The duo’s 202-run partnership for the eighth wicket, scripted a miraculous win for the Aussies and by the end of that feverish night, Mumbaikars were completely besotted with Maxwell. In World Cup history, this was akin to Kapil Dev’s marvellous unbeaten 175 against Zimbabwe during the 1983 World Cup. India back then was struggling at 17 for five when the captain dished out an astounding innings, a knock that inspired the Indians to eventually win the trophy.
Maxwell was physically drained with Mumbai’s lingering heat and humidity sapping his veins. Cramps set in, often he was like a cat on a hot tin roof, twitching and collapsing, and at times lying flat on the ground. This was similar to what the late Dean Jones did while scoring his 210 against India in the famous tied Test in Chennai during the 1986 tour. With the southern metro’s heat deflating him, Jones threw up, lost control of his bladder, but soldiered on.
There is another thread that binds Maxwell and Jones as the latter was one of the original ODI specialists.

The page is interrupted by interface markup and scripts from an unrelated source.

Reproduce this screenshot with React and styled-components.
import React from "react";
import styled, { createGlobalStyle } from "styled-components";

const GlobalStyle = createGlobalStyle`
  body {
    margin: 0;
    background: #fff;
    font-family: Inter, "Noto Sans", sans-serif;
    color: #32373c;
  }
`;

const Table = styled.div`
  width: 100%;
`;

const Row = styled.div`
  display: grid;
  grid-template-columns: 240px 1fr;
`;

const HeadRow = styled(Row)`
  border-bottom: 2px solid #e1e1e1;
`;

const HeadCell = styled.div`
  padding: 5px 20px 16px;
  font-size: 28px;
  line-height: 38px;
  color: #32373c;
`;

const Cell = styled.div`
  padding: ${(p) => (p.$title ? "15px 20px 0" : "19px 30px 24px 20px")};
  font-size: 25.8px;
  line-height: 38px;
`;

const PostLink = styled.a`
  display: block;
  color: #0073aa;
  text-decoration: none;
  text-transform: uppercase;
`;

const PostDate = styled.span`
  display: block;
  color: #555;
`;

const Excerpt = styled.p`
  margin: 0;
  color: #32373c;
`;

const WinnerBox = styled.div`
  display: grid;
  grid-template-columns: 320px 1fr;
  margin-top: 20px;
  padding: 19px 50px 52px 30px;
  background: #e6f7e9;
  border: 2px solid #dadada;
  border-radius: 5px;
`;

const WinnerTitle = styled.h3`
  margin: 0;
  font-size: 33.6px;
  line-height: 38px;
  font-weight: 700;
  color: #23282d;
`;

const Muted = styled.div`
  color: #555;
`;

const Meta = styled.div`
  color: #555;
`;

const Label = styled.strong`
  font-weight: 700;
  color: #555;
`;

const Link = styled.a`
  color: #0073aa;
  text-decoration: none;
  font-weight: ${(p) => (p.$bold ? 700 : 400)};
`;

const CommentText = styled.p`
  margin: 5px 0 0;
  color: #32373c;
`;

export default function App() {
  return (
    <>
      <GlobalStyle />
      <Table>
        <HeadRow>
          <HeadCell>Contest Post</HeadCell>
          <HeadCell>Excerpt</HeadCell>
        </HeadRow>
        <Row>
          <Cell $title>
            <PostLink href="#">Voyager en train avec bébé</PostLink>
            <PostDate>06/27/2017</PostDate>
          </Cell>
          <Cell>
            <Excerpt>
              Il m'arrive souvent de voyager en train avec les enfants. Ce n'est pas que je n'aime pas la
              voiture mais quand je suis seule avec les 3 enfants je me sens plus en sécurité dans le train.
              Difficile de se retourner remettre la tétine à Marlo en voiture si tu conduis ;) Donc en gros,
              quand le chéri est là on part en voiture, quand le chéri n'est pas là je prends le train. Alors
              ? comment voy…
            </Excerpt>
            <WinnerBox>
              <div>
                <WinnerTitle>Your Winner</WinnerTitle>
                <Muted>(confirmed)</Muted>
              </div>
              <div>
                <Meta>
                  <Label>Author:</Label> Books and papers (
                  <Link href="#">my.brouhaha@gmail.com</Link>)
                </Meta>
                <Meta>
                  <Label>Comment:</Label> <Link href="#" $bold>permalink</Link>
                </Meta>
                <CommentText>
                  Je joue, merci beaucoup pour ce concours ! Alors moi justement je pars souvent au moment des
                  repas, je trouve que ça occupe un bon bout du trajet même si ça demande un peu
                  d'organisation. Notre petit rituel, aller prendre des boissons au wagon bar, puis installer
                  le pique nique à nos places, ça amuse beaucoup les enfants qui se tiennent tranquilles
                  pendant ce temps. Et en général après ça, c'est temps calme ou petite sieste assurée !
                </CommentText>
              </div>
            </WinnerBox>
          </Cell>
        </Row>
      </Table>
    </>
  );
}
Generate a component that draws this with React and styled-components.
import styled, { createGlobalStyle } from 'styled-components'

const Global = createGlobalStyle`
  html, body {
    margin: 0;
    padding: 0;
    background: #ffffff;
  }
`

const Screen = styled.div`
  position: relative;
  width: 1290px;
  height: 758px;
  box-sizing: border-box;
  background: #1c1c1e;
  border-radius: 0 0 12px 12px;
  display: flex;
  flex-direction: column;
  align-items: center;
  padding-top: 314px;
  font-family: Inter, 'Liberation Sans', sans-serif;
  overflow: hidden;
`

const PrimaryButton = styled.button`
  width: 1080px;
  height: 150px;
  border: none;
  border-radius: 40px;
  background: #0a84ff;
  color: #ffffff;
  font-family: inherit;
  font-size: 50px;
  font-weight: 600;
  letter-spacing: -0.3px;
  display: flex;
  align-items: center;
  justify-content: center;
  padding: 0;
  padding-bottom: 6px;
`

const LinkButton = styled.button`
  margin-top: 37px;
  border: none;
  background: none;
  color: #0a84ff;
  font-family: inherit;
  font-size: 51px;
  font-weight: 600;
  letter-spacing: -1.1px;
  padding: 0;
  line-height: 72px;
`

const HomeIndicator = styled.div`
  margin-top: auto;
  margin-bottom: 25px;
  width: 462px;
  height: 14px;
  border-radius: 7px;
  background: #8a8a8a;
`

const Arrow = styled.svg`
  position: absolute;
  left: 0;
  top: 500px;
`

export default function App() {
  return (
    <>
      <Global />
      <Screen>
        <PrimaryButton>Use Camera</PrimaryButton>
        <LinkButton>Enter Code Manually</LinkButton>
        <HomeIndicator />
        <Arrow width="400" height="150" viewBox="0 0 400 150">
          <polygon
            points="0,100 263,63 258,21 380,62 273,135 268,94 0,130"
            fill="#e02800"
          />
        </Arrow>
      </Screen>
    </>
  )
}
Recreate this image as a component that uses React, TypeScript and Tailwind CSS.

Jones was the kind, who would dance down and lash fast bowlers over covers, run hard between the wickets, and field with tigerish zeal. These are attributes that enrich Maxwell; additionally, he bowls off-spin too and is a good all-rounder.
Master of shots
Australia has one of the finest cricketing systems in the world and players emerge as strong blokes, willing to quell raging fires. It is famously said that the Waugh twins — Steve and Mark — were ultra-competitive in backyard cricket while sibling love was nudged to the side. Having grown through such a first-class structure, Maxwell remains a tough cookie.
What distinguishes him is his penchant to create angles where none exist. South African AB de Villiers did this before, India’s Suryakumar Yadav does this now, and Maxwell remains a master. To shuffle across the crease and tip one over the head of the fielder at short fine-leg, or do a reverse-ramp shot and flummox the opposition captain, or to just stand and tee off like a golfer, drilling deep and wide, all these shots emerged like a fusillade from Maxwell’s bat. Later, he spoke about how playing golf helped him fine-tune these strokes. How do you strike past a tree on the course? Obviously innovate and flex your wrists. With his legs in a shambles, Maxwell stood rooted to the crease and just relied on his hand-eye co-ordination to demolish the Afghan bowlers. He may look like a messiah now but he is fragile too. A few years back, he took a ‘mental health’ break, coping with the dark fog that crept into his mind.
It should also be noted that Maxwell never prospered in Tests and has just played seven games. Unlike David Warner, who seamlessly flits between Tests and abridged cricket, Maxwell hasn’t found that switch yet. But with strike rates of 127.06 and 150.97, respectively, in ODIs and T20Is, Maxwell is the reigning deity of shock and awe on the cricketing turf. When he prospers, Australia soars high past bruised rivals.